« Re-encanto » et  « Israel et Mohamed » : deux spectacles du festival IN d’Avignon

Mayra Andrade est une artiste née à Cuba, ayant grandi au Cap Vert, et résidant actuellement au Portugal. Pour sa première venue au festival d’Avignon elle offre un concert voix et guitare avec Djodje Almeida, guitariste capverdien. Sur scène se dévoile la décoration intimiste d’un intérieur chaleureux : un tapis, une lampe, une dizaine de plantes vertes, un beau fauteuil, une table. Le décor est posé pour la chanteuse et son guitariste, un décor simple sur la scène de la somptueuse et majestueuse cour d’honneur du Palais des Papes.

Elle nous invite dans son salon, un intérieur extérieur, un boudoir ou l’on cause, où elle se livre simplement, où elle nous parle, chante et où elle se laisse inspirer par la majesté des lieux comme elle le confie au public en début de concert. Le ton est donné : nous voilà dans l’intimité de Mayra Andrade qui devant nous met en voix son histoire personnelle et oscille entre récit autobiographique et référence au monde actuel. Car ce spectacle est conçu et construit en une redécouverte et reprise d’anciennes chansons qu’elle a eu envie de réorchestrer et de proposer sous ce format du duo mettant à l’honneur voix et guitare acoustique. Ce concert devient un retour sur soi, une réflexion sur la permanence de certains thèmes et la résonance des mots au fil des décennies.

Entre histoire personnelle, relations humaines, et réflexions sur l’histoire de notre temps, ses mélodies nous enveloppent de douceur tout en défendant certaines causes qui lui sont chères. Elle évoque en particulier sa maternité et sa fille mais aussi son rôle de tante et ses neveux ainsi que l’importance de l’enfance dans la construction de soi.

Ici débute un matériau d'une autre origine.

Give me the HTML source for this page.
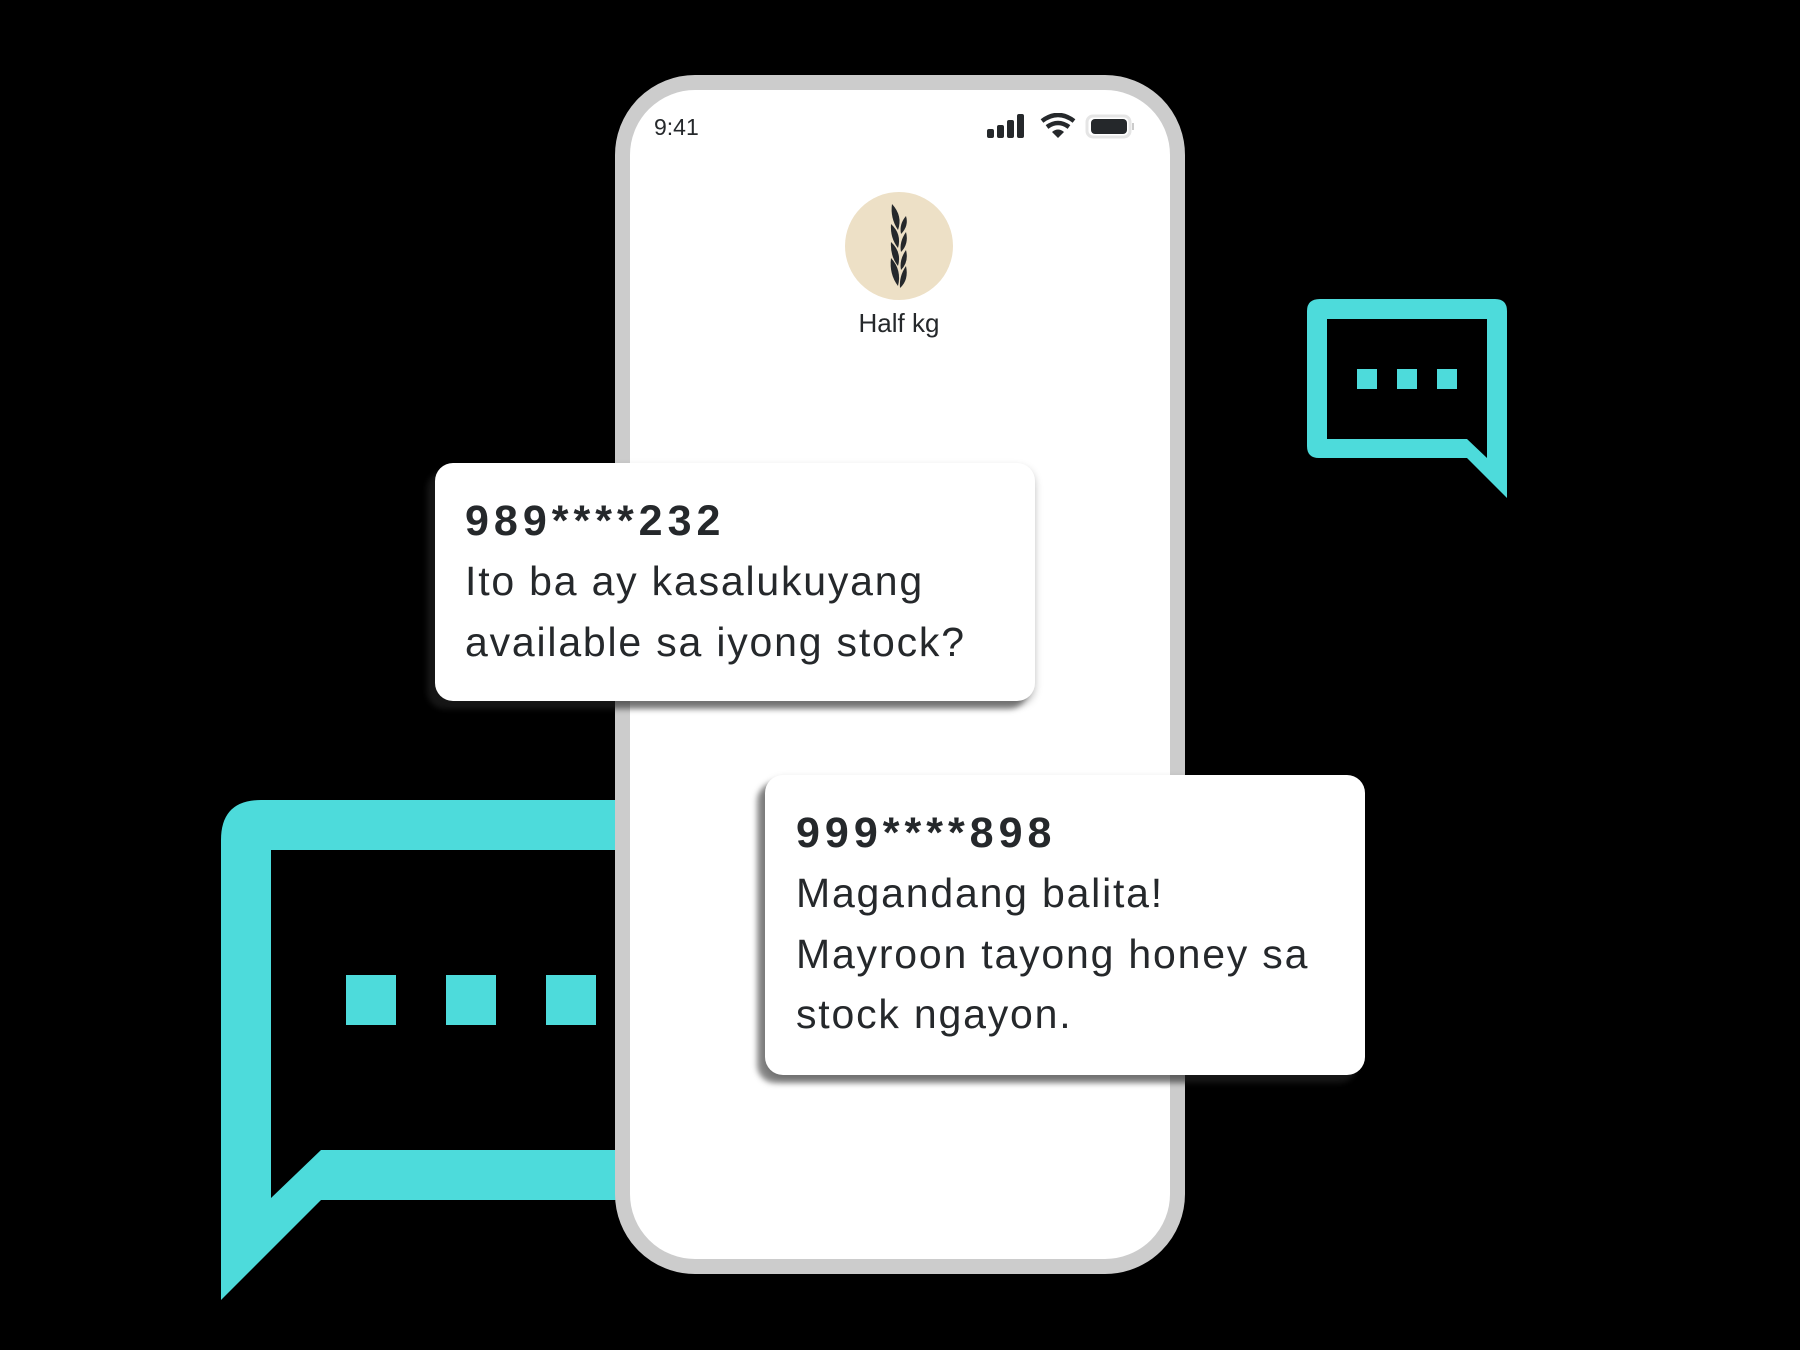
<!DOCTYPE html>
<html><head><style>
html,body{margin:0;padding:0;background:#000;width:1800px;height:1350px;overflow:hidden;position:relative;font-family:"Liberation Sans",sans-serif;}
.phone{position:absolute;left:615px;top:75px;width:540px;height:1169px;border:15px solid #cccccc;border-radius:80px;background:#fff;}
.card{position:absolute;background:#fff;border-radius:18px;box-shadow:-8px 8px 6px rgba(40,40,40,0.55),0 4px 8px rgba(0,0,0,0.25);color:#25282b;}
.card b{display:block;font-size:43px;letter-spacing:5px;line-height:60px;}
.card span{display:block;font-size:41px;line-height:60.5px;letter-spacing:1.8px;}
</style></head><body>
<svg width="1800" height="1350" style="position:absolute;left:0;top:0">
<path fill="#4ddbdb" fill-rule="evenodd" d="M221,1300 L221,840 Q221,800 261,800 L700,800 L700,1200 L321,1200 Z M271,850 L700,850 L700,1150 L321,1150 L271,1198 Z"/>
<rect x="346" y="975" width="50" height="50" fill="#4ddbdb"/>
<rect x="446" y="975" width="50" height="50" fill="#4ddbdb"/>
<rect x="546" y="975" width="50" height="50" fill="#4ddbdb"/>
<path fill="#4ddbdb" fill-rule="evenodd" d="M1320,299 L1495,299 Q1507,299 1507,311 L1507,498 L1467,458 L1319,458 Q1307,458 1307,446 L1307,311 Q1307,299 1320,299 Z M1327,319 L1487,319 L1487,458 L1467,439 L1327,439 Z"/>
<rect x="1357" y="369" width="20" height="20" fill="#4ddbdb"/>
<rect x="1397" y="369" width="20" height="20" fill="#4ddbdb"/>
<rect x="1437" y="369" width="20" height="20" fill="#4ddbdb"/>
</svg>
<div class="phone"></div>
<div style="position:absolute;left:654px;top:114px;font-size:23px;color:#25282b;">9:41</div>
<svg width="170" height="30" style="position:absolute;left:985px;top:113px">
<rect x="2" y="16" width="7" height="9" rx="2" fill="#25282b"/>
<rect x="12" y="12" width="7" height="13" rx="2" fill="#25282b"/>
<rect x="22" y="7" width="7" height="18" rx="2" fill="#25282b"/>
<rect x="32" y="1" width="7" height="24" rx="2" fill="#25282b"/>
<path d="M57,8 Q73,-4 89,8" stroke="#25282b" stroke-width="4.5" fill="none"/>
<path d="M62,14 Q73,6 84,14" stroke="#25282b" stroke-width="4.5" fill="none"/>
<path d="M67,19 L73,25 L79,19 Q73,14 67,19Z" fill="#25282b"/>
<rect x="102" y="3" width="43" height="21" rx="6" fill="none" stroke="#e5e5e5" stroke-width="3"/>
<rect x="106" y="6" width="36" height="15" rx="4" fill="#25282b"/>
<rect x="147" y="10" width="2" height="7" fill="#ccc"/>
</svg>
<svg width="110" height="110" style="position:absolute;left:845px;top:192px">
<circle cx="54" cy="54" r="54" fill="#ede0c6"/>
<g fill="#25282b">
<path d="M47,12 Q58,24 53,38 Q45,26 47,12Z"/>
<path d="M61,24 Q64,34 56,42 Q54,32 61,24Z"/>
<path d="M46,32 Q57,42 53,56 Q45,46 46,32Z"/>
<path d="M61,40 Q64,52 56,60 Q54,50 61,40Z"/>
<path d="M46,50 Q57,60 53,74 Q45,64 46,50Z"/>
<path d="M61,58 Q64,70 56,78 Q54,68 61,58Z"/>
<path d="M46,66 Q57,78 53,94 Q44,82 46,66Z"/>
<path d="M61,74 Q64,88 55,96 Q54,84 61,74Z"/>
</g>
</svg>
<div style="position:absolute;left:799px;top:308px;width:200px;text-align:center;font-size:26px;color:#25282b;">Half kg</div>
<div class="card" style="left:435px;top:463px;width:600px;height:238px;">
<div style="padding:28px 0 0 30px;"><b>989****232</b><span>Ito ba ay kasalukuyang</span><span>available sa iyong stock?</span></div></div>
<div class="card" style="left:765px;top:775px;width:600px;height:300px;">
<div style="padding:28px 0 0 31px;"><b>999****898</b><span>Magandang balita!</span><span>Mayroon tayong honey sa</span><span>stock ngayon.</span></div></div>
</body></html>
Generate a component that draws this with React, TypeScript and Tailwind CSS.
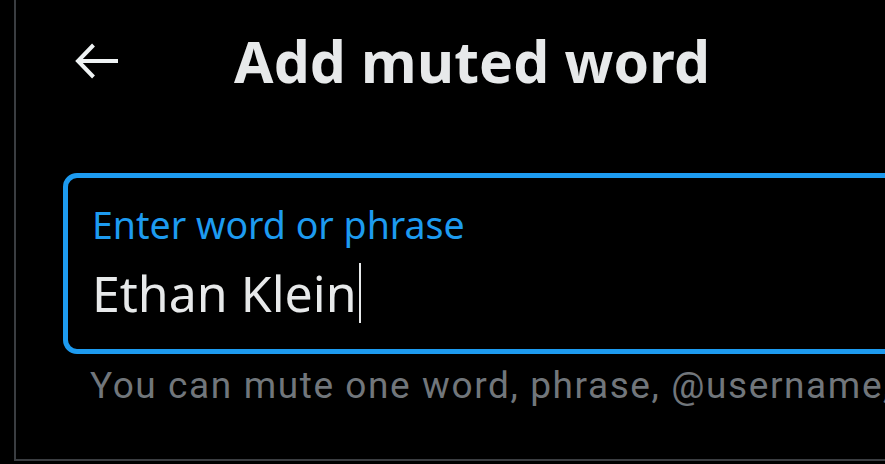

Elle s’interroge sur la conscience d’être, et dans une chanson dialogue avec sa conscience, lui rappelant l’importance de ne jamais fermer les yeux et de ne pas rester indifférente aux injustices du monde. Elle salue notamment le Cap Vert et les Capverdiens en rappelant l’indépendance récente de ce pays qui en célèbre les 50 ans. Elle chante contre les injustices et condamne le génocide en Palestine, position adoptée par de nombreux artistes dès le début du festival, artistes qui ont publié une tribune dans Telerama le 5 juillet 2025 puis ont manifesté et se sont exprimés individuellement ou collectivement sur les scènes et dans les rues d’Avignon. Le festival IN d’Avignon, qui invite la langue arabe pour cette édition 2025, se connecte ainsi à l’actualité qui secoue le Moyen Orient et l’ensemble de la communauté internationale.

Mayra Andrade parvient de façon inattendue en un claquement de doigts et en un mouvement de bras à dialoguer avec le public de cette salle comble et ce public réagit. Contre toute attente, l’intimité perdure malgré le grand nombre de spectateurs présents ici. Sa voix, tantôt douce et mélodieuse, tantôt puissante et grave, se fait onomatopée, cri, et devient animale parfois. Elle invite le public à adresser mots et sons aux civilisations extraterrestres qui pourraient être les destinataires des envolées vocales, ce qui crée un moment de communion étrange qui infléchit la majesté du lieu et le rend extrêmement humain.

Re-Encanto est un voyage sonore et mélodique en portugais avec une chanson en français au cœur de son histoire. Mayra Andrade parvient avec brio à occuper l’espace sans presque bouger, installée simplement dans son superbe fauteuil jambes croisées nous envoyant sa voix voluptueuse et solide et nous emmenant avec elle au-delà des murs du Palais, au-delà de sa propre histoire. Mayra Andrade, citoyenne du monde, offre à Avignon le temps d’une soirée une parenthèse enchantée qui restera gravée dans le cœur de ses compagnons de voyage d’un soir. 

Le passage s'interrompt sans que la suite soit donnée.